GIVEN MATERIAL:

<<<<

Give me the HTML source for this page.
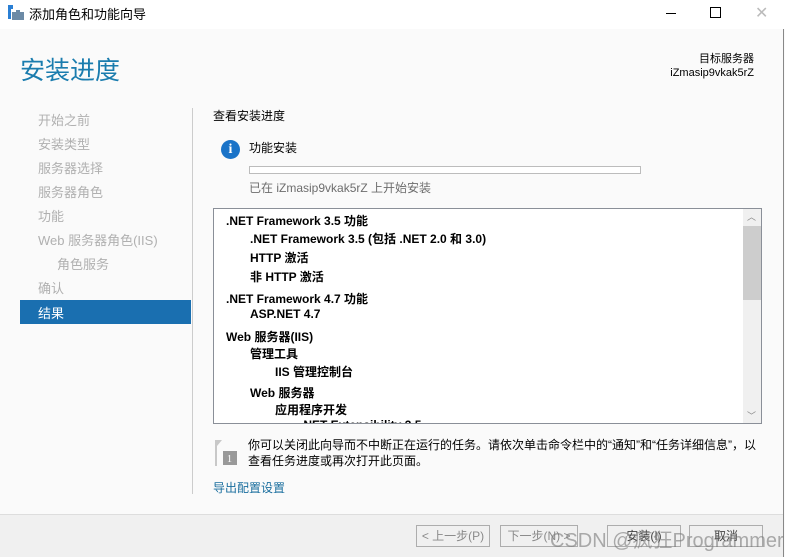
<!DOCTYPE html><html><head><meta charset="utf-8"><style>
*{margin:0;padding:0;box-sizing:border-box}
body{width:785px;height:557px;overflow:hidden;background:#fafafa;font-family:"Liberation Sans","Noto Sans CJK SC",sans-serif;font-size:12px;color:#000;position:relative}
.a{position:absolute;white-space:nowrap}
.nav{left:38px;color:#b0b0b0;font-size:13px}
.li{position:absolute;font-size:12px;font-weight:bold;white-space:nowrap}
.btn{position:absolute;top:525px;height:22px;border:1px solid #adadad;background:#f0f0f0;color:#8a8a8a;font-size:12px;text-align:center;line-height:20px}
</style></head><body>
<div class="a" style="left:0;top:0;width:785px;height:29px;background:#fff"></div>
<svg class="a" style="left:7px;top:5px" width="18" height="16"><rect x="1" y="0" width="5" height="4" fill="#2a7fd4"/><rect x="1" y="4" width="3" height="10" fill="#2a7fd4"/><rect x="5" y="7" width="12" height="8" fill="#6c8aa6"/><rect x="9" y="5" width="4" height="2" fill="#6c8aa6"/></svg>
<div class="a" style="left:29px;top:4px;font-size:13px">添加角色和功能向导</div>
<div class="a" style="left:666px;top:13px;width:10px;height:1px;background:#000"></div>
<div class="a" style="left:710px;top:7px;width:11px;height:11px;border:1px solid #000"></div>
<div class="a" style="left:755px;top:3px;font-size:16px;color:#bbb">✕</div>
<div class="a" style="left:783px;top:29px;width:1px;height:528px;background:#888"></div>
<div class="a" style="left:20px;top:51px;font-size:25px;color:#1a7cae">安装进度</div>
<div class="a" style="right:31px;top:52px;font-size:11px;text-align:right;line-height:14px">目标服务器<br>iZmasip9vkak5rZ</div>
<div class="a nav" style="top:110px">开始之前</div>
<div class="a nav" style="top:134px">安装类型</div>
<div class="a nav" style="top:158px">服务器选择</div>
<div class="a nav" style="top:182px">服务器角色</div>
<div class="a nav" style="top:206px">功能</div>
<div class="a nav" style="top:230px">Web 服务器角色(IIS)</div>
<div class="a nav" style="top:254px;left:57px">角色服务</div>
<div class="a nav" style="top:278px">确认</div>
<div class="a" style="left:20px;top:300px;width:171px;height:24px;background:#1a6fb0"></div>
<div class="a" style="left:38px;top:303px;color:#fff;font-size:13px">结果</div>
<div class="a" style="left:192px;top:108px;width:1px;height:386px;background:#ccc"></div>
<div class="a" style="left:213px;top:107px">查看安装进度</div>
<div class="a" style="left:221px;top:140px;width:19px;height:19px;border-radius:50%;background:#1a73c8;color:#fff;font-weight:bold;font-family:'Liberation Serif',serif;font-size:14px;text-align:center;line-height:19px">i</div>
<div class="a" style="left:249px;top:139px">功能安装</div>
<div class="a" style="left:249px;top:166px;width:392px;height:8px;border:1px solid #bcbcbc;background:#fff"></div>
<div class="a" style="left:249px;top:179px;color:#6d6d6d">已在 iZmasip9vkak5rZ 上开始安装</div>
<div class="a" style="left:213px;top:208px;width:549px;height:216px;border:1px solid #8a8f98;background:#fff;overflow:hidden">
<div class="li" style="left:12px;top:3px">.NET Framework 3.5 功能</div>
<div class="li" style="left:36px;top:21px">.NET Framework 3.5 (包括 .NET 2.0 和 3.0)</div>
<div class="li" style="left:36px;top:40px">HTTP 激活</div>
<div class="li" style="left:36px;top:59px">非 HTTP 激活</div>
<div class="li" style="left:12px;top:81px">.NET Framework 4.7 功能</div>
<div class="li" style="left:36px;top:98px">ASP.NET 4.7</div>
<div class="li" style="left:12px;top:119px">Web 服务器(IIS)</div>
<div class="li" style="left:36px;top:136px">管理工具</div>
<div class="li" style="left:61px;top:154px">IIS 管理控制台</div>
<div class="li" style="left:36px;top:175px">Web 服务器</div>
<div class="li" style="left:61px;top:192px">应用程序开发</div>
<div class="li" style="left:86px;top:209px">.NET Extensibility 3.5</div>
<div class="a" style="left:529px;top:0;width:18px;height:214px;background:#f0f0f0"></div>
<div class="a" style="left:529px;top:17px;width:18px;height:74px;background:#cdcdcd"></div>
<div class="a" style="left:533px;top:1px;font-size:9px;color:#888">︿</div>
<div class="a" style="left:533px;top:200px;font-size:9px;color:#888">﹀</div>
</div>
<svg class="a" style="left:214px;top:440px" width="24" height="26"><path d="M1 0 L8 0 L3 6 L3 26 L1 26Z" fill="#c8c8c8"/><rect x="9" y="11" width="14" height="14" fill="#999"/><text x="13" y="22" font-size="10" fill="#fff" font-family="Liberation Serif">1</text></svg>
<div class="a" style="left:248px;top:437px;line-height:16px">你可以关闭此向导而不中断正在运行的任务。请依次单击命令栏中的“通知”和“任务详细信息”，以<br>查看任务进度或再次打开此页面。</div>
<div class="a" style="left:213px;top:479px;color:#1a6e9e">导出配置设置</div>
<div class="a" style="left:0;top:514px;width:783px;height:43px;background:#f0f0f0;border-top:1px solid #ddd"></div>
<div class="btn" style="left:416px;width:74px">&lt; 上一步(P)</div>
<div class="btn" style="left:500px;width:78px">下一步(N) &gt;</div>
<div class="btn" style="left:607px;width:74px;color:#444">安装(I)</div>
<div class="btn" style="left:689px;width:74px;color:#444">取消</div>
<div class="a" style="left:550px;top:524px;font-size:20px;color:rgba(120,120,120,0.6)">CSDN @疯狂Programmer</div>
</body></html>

>>>>

WRITTEN EXERCISE: Except for the pictures, reproduce every line exactly.

WRITTEN ANSWER:
Give me the HTML source for this page.
<!DOCTYPE html><html><head><meta charset="utf-8"><style>
*{margin:0;padding:0;box-sizing:border-box}
body{width:785px;height:557px;overflow:hidden;background:#fafafa;font-family:"Liberation Sans","Noto Sans CJK SC",sans-serif;font-size:12px;color:#000;position:relative}
.a{position:absolute;white-space:nowrap}
.nav{left:38px;color:#b0b0b0;font-size:13px}
.li{position:absolute;font-size:12px;font-weight:bold;white-space:nowrap}
.btn{position:absolute;top:525px;height:22px;border:1px solid #adadad;background:#f0f0f0;color:#8a8a8a;font-size:12px;text-align:center;line-height:20px}
</style></head><body>
<div class="a" style="left:0;top:0;width:785px;height:29px;background:#fff"></div>
<svg class="a" style="left:7px;top:5px" width="18" height="16"><rect x="1" y="0" width="5" height="4" fill="#2a7fd4"/><rect x="1" y="4" width="3" height="10" fill="#2a7fd4"/><rect x="5" y="7" width="12" height="8" fill="#6c8aa6"/><rect x="9" y="5" width="4" height="2" fill="#6c8aa6"/></svg>
<div class="a" style="left:29px;top:4px;font-size:13px">添加角色和功能向导</div>
<div class="a" style="left:666px;top:13px;width:10px;height:1px;background:#000"></div>
<div class="a" style="left:710px;top:7px;width:11px;height:11px;border:1px solid #000"></div>
<div class="a" style="left:755px;top:3px;font-size:16px;color:#bbb">✕</div>
<div class="a" style="left:783px;top:29px;width:1px;height:528px;background:#888"></div>
<div class="a" style="left:20px;top:51px;font-size:25px;color:#1a7cae">安装进度</div>
<div class="a" style="right:31px;top:52px;font-size:11px;text-align:right;line-height:14px">目标服务器<br>iZmasip9vkak5rZ</div>
<div class="a nav" style="top:110px">开始之前</div>
<div class="a nav" style="top:134px">安装类型</div>
<div class="a nav" style="top:158px">服务器选择</div>
<div class="a nav" style="top:182px">服务器角色</div>
<div class="a nav" style="top:206px">功能</div>
<div class="a nav" style="top:230px">Web 服务器角色(IIS)</div>
<div class="a nav" style="top:254px;left:57px">角色服务</div>
<div class="a nav" style="top:278px">确认</div>
<div class="a" style="left:20px;top:300px;width:171px;height:24px;background:#1a6fb0"></div>
<div class="a" style="left:38px;top:303px;color:#fff;font-size:13px">结果</div>
<div class="a" style="left:192px;top:108px;width:1px;height:386px;background:#ccc"></div>
<div class="a" style="left:213px;top:107px">查看安装进度</div>
<div class="a" style="left:221px;top:140px;width:19px;height:19px;border-radius:50%;background:#1a73c8;color:#fff;font-weight:bold;font-family:'Liberation Serif',serif;font-size:14px;text-align:center;line-height:19px">i</div>
<div class="a" style="left:249px;top:139px">功能安装</div>
<div class="a" style="left:249px;top:166px;width:392px;height:8px;border:1px solid #bcbcbc;background:#fff"></div>
<div class="a" style="left:249px;top:179px;color:#6d6d6d">已在 iZmasip9vkak5rZ 上开始安装</div>
<div class="a" style="left:213px;top:208px;width:549px;height:216px;border:1px solid #8a8f98;background:#fff;overflow:hidden">
<div class="li" style="left:12px;top:3px">.NET Framework 3.5 功能</div>
<div class="li" style="left:36px;top:21px">.NET Framework 3.5 (包括 .NET 2.0 和 3.0)</div>
<div class="li" style="left:36px;top:40px">HTTP 激活</div>
<div class="li" style="left:36px;top:59px">非 HTTP 激活</div>
<div class="li" style="left:12px;top:81px">.NET Framework 4.7 功能</div>
<div class="li" style="left:36px;top:98px">ASP.NET 4.7</div>
<div class="li" style="left:12px;top:119px">Web 服务器(IIS)</div>
<div class="li" style="left:36px;top:136px">管理工具</div>
<div class="li" style="left:61px;top:154px">IIS 管理控制台</div>
<div class="li" style="left:36px;top:175px">Web 服务器</div>
<div class="li" style="left:61px;top:192px">应用程序开发</div>
<div class="li" style="left:86px;top:209px">.NET Extensibility 3.5</div>
<div class="a" style="left:529px;top:0;width:18px;height:214px;background:#f0f0f0"></div>
<div class="a" style="left:529px;top:17px;width:18px;height:74px;background:#cdcdcd"></div>
<div class="a" style="left:533px;top:1px;font-size:9px;color:#888">︿</div>
<div class="a" style="left:533px;top:200px;font-size:9px;color:#888">﹀</div>
</div>
<svg class="a" style="left:214px;top:440px" width="24" height="26"><path d="M1 0 L8 0 L3 6 L3 26 L1 26Z" fill="#c8c8c8"/><rect x="9" y="11" width="14" height="14" fill="#999"/><text x="13" y="22" font-size="10" fill="#fff" font-family="Liberation Serif">1</text></svg>
<div class="a" style="left:248px;top:437px;line-height:16px">你可以关闭此向导而不中断正在运行的任务。请依次单击命令栏中的“通知”和“任务详细信息”，以<br>查看任务进度或再次打开此页面。</div>
<div class="a" style="left:213px;top:479px;color:#1a6e9e">导出配置设置</div>
<div class="a" style="left:0;top:514px;width:783px;height:43px;background:#f0f0f0;border-top:1px solid #ddd"></div>
<div class="btn" style="left:416px;width:74px">&lt; 上一步(P)</div>
<div class="btn" style="left:500px;width:78px">下一步(N) &gt;</div>
<div class="btn" style="left:607px;width:74px;color:#444">安装(I)</div>
<div class="btn" style="left:689px;width:74px;color:#444">取消</div>
<div class="a" style="left:550px;top:524px;font-size:20px;color:rgba(120,120,120,0.6)">CSDN @疯狂Programmer</div>
</body></html>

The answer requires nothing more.